In September, Child Aid added five new literacy trainers to our team, bringing the total Guatemalan staff to 20 people. The additional staffers mean we are on target to help 20,000 students learn to read in 2018.
“Our five new employees blew us away with their poise and presence in the interview process,” says Angus Fredenburg, Child Aid’s director nacional for Guatemala. “We were really impressed with the level of classroom experience and language skills of our applicants.”
These new hires represent the largest expansion of our program since 2015. Now, they begin an intensive nine-week orientation in preparation for the beginning of the school year in January. During orientation, new staff will study literacy best practices and work with current literacy trainers.

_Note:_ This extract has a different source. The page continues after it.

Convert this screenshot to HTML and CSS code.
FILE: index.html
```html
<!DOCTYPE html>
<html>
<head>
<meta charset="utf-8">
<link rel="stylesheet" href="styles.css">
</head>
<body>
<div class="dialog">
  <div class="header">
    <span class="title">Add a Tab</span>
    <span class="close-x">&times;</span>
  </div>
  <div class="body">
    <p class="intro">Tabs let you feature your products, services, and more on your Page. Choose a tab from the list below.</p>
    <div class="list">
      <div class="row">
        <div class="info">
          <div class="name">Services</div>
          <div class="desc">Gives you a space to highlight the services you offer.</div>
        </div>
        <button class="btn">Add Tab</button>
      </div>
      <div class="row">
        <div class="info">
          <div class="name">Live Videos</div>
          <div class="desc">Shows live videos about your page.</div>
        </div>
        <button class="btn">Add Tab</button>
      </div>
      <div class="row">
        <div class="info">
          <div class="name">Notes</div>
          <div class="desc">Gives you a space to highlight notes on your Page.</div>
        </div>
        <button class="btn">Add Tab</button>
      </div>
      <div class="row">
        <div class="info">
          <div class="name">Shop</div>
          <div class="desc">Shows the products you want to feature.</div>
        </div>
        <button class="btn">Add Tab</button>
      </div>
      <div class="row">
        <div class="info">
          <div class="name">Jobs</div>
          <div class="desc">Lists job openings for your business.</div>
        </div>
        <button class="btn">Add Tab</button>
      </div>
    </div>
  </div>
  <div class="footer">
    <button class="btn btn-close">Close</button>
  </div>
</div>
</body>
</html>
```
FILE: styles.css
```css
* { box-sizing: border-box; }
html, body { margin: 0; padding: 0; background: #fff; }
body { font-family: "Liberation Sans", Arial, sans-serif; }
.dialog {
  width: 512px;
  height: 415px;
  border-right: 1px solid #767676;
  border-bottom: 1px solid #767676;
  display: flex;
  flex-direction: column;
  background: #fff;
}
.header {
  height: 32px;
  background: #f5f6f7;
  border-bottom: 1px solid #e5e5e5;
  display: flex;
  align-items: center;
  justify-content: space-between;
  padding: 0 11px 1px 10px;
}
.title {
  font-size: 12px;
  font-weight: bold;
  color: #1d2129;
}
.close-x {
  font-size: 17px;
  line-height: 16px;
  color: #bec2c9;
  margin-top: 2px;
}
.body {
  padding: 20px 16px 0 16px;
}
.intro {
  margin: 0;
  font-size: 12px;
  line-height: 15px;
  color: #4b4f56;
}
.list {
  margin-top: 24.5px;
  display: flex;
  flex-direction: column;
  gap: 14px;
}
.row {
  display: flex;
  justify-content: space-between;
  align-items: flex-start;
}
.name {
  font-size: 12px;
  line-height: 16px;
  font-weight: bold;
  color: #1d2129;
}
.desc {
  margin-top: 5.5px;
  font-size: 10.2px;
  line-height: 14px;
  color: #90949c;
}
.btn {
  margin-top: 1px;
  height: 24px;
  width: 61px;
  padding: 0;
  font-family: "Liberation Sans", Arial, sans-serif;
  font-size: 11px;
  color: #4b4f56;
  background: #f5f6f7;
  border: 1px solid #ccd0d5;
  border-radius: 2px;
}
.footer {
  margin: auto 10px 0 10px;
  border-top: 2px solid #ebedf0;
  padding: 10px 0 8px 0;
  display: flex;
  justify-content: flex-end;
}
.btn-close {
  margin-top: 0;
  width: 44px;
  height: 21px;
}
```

“It’s a very hands-on orientation where we may teach the theory of learning on Monday, demonstrate that same theory on Tuesday and ask the literacy trainers to model that theory on Wednesday,” explains Fredenburg.
In order to integrate well into Child Aid’s experienced and skillful staff, the hiring committee sought candidates who are fluent in the local Mayan languages, including Kaqchikel, and who demonstrate competence in leading a classroom. All of the new-hires hold a Profesorado de Enseñanza Media (PEM) certification, which is a two-year, university-level teaching credential.

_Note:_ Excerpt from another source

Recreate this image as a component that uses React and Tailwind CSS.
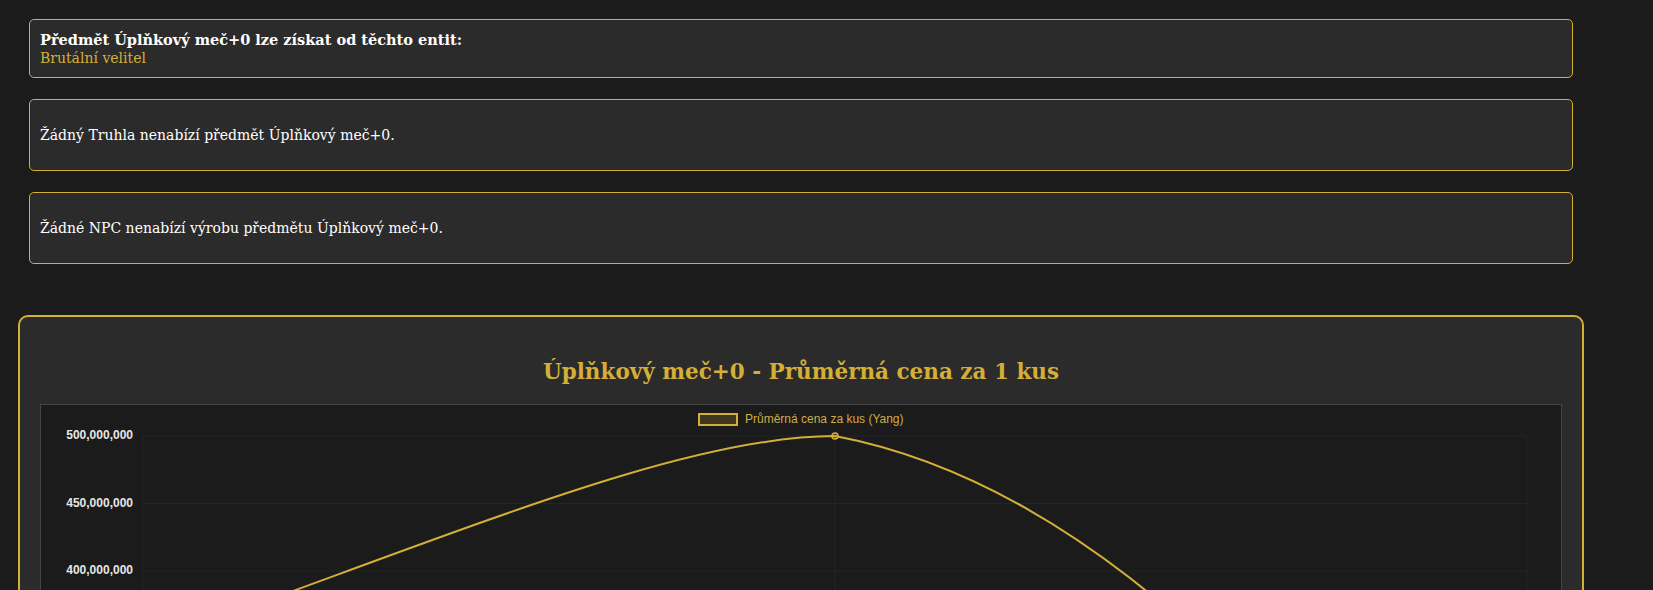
import React from 'react'

const gold = '#d4af37'

const yTicks = [
  { label: '500,000,000', y: 437 },
  { label: '450,000,000', y: 504.5 },
  { label: '400,000,000', y: 572 },
  { label: '350,000,000', y: 639.5 },
  { label: '300,000,000', y: 707 },
  { label: '250,000,000', y: 774.5 },
]

function PriceChart() {
  return (
    <div className="border border-[#444] bg-[#1b1b1b]">
      <svg
        width="1520"
        height="400"
        viewBox="41 406 1520 400"
        className="block"
        style={{ fontFamily: '"Liberation Sans", Arial, sans-serif' }}
      >
        {/* grid */}
        {yTicks.map((t) => (
          <line key={t.label} x1="143" x2="1527" y1={t.y} y2={t.y} stroke="#252525" strokeWidth="1" />
        ))}
        {[143, 835, 1527].map((x) => (
          <line key={x} x1={x} x2={x} y1="437" y2="806" stroke="#252525" strokeWidth="1" />
        ))}
        {/* y labels */}
        {yTicks.map((t) => (
          <text
            key={t.label + 'l'}
            x="133"
            y={t.y}
            textAnchor="end"
            dominantBaseline="middle"
            fontSize="12"
            fontWeight="bold"
            fill="#e6e6e6"
          >
            {t.label}
          </text>
        ))}
        {/* legend */}
        <rect x="699" y="415" width="38" height="11" fill="rgba(212,175,55,0.2)" stroke={gold} strokeWidth="2" />
        <text x="745" y="420.5" dominantBaseline="middle" fontSize="12" fill="#cfad45">
          Průměrná cena za kus (Yang)
        </text>
        {/* line */}
        <path
          d="M143,646 C450,538 680,437 835,437 Q1035,475 1235,671 T1527,1001"
          fill="none"
          stroke={gold}
          strokeWidth="2"
        />
        <circle cx="835" cy="437" r="3" fill="rgba(212,175,55,0.2)" stroke={gold} strokeWidth="1.5" />
      </svg>
    </div>
  )
}

function InfoBox({ children, className = '' }) {
  return (
    <div className={'border border-[#d4af37] rounded-[5px] bg-[#2b2b2b] px-[10px] ' + className}>
      {children}
    </div>
  )
}

export default function App() {
  return (
    <div
      className="min-h-screen bg-[#1b1b1b] pl-[18px] pr-[69px] pt-[19px] pb-10 text-white"
      style={{ fontFamily: 'Georgia, "DejaVu Serif", serif' }}
    >
      <div className="mx-[11px] flex flex-col gap-[21px]">
        <InfoBox className="pt-[10px] pb-[9px] text-[14px] leading-[19px]">
          <div className="text-[14.5px] font-bold text-white">Předmět Úplňkový meč+0 lze získat od těchto entit:</div>
          <div className="text-[#d4af37]">Brutální velitel</div>
        </InfoBox>
        <InfoBox className="py-[10px] text-[14px] leading-[18px]">
          <p className="my-4">Žádný Truhla nenabízí předmět Úplňkový meč+0.</p>
        </InfoBox>
        <InfoBox className="py-[10px] text-[14px] leading-[18px]">
          <p className="my-4">Žádné NPC nenabízí výrobu předmětu Úplňkový meč+0.</p>
        </InfoBox>
      </div>

      <section className="mt-[51px] rounded-[10px] border-2 border-[#d4af37] bg-[#2b2b2b] p-5">
        <h2 className="mt-[21px] mb-[18px] text-center text-[21.5px] font-bold leading-[28px] text-[#d4af37]">
          Úplňkový meč+0 - Průměrná cena za 1 kus
        </h2>
        <PriceChart />
      </section>
    </div>
  )
}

“As part of the vetting process, we had the interviewees prepare a lesson plan and present that to the interview committee. That experience can be pretty intimidating, but our five hires had great presence and were able to have meaningful conversation in a group,” recalls Fredenburg.

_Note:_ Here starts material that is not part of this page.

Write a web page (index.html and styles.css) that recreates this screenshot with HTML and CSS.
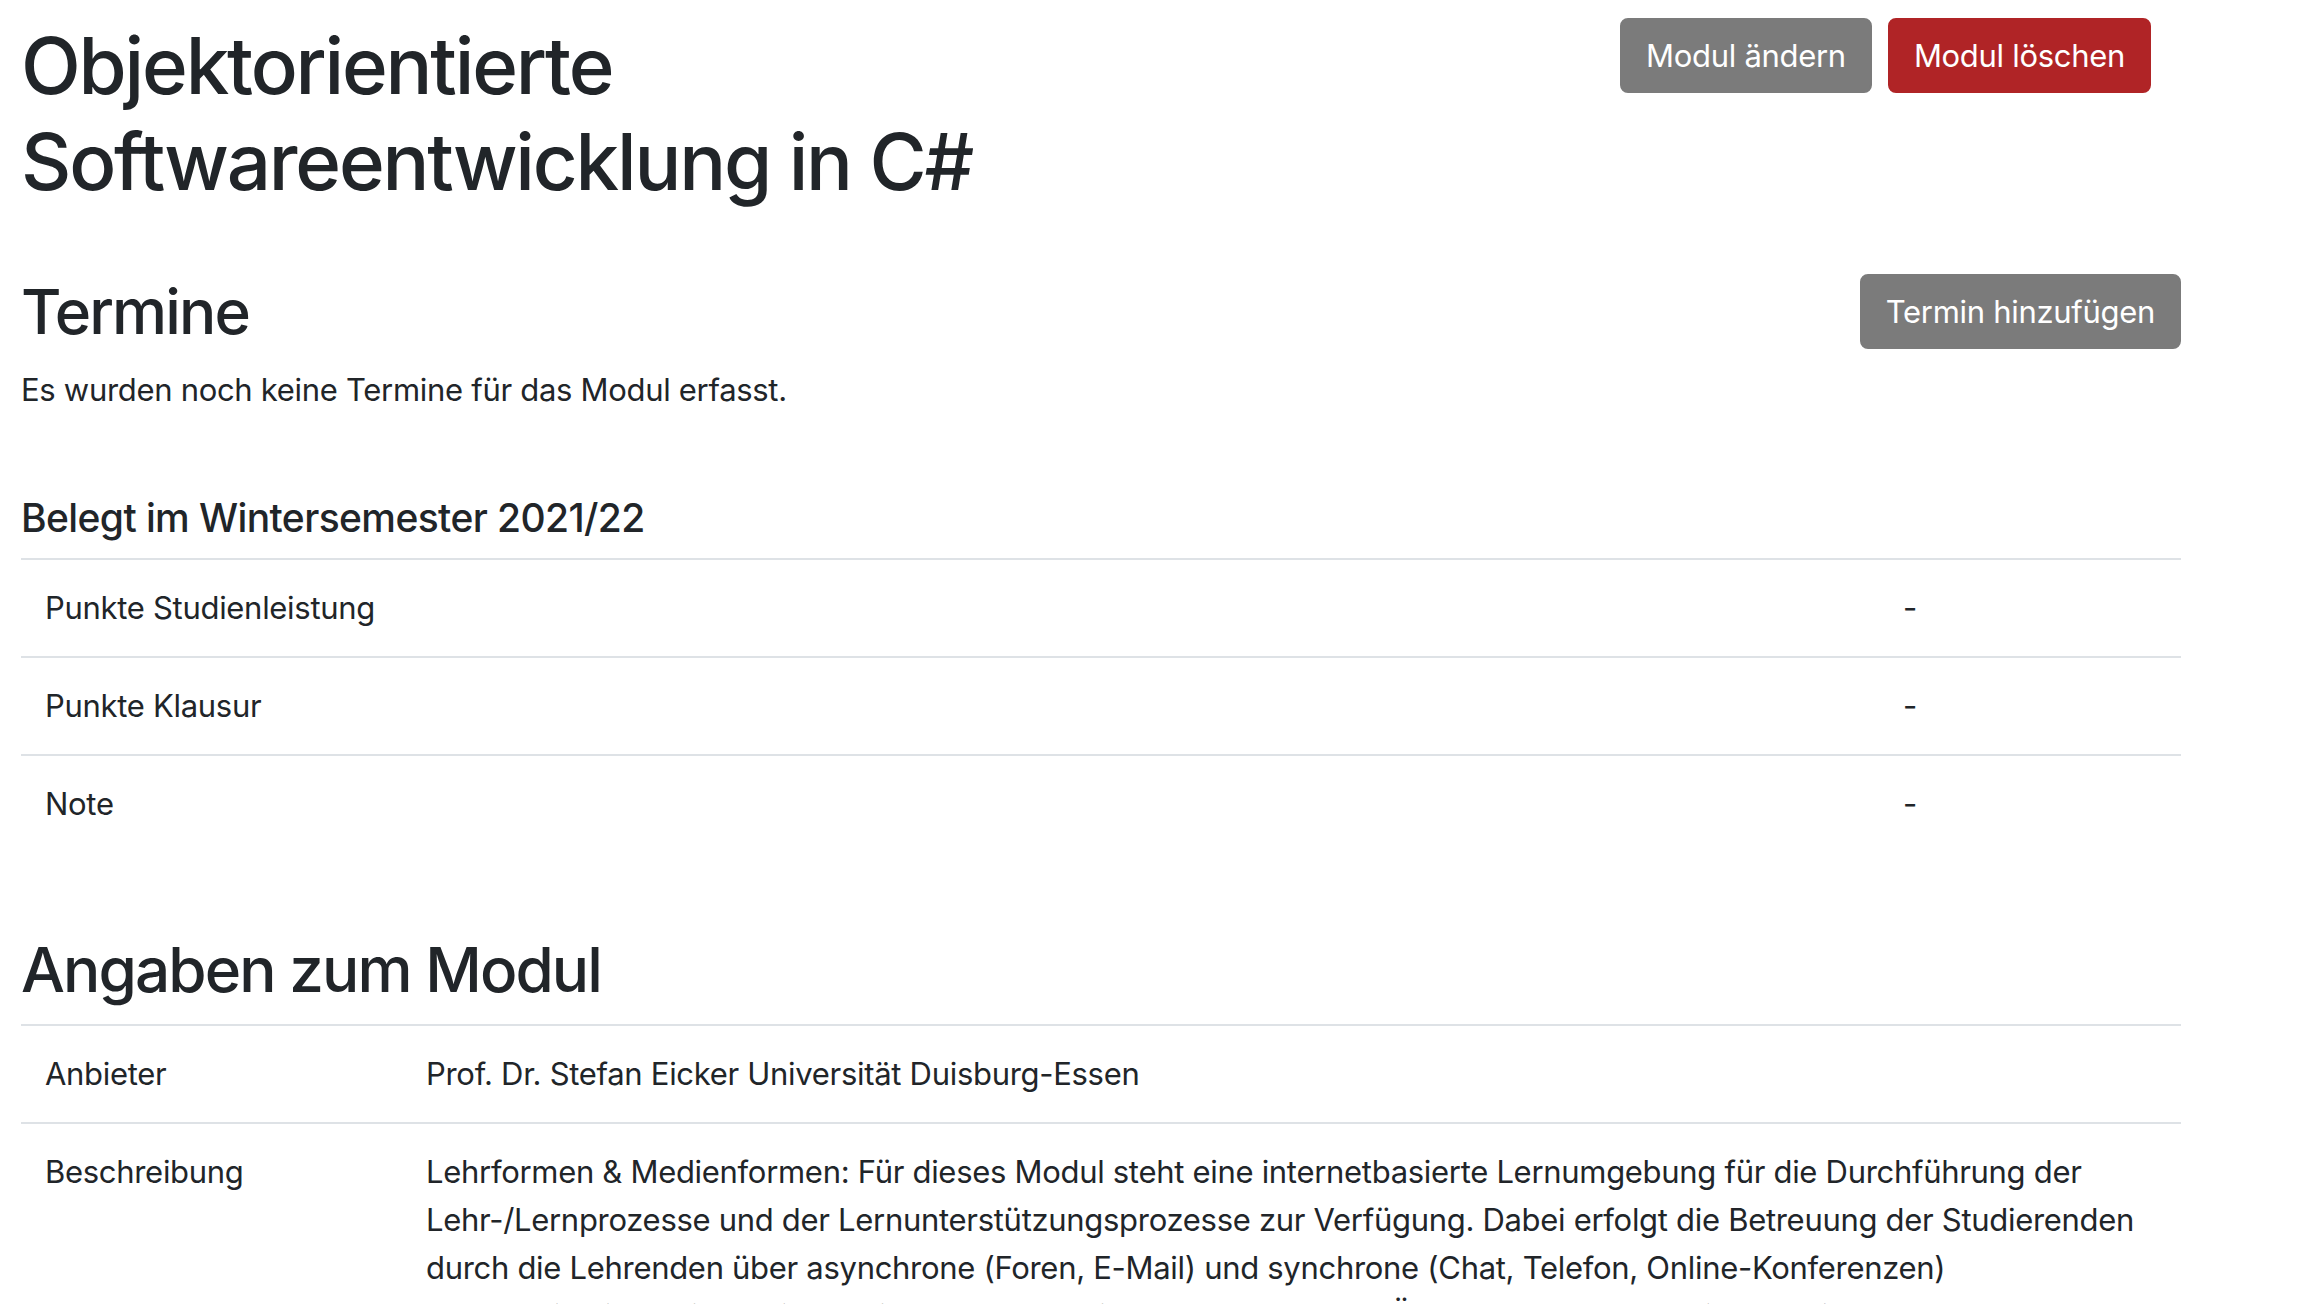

When school doors open, each new literacy trainer will be assigned to a seasoned staffer for training workshops and one-on-one classroom coaching. For the first several months, our new hires will fine-tune teaching methods and become more comfortable in their roles.
“We are thrilled to add these new literacy trainers to our Child Aid team, and we know their work in the classroom will only make our program stronger,” says Fredenburg.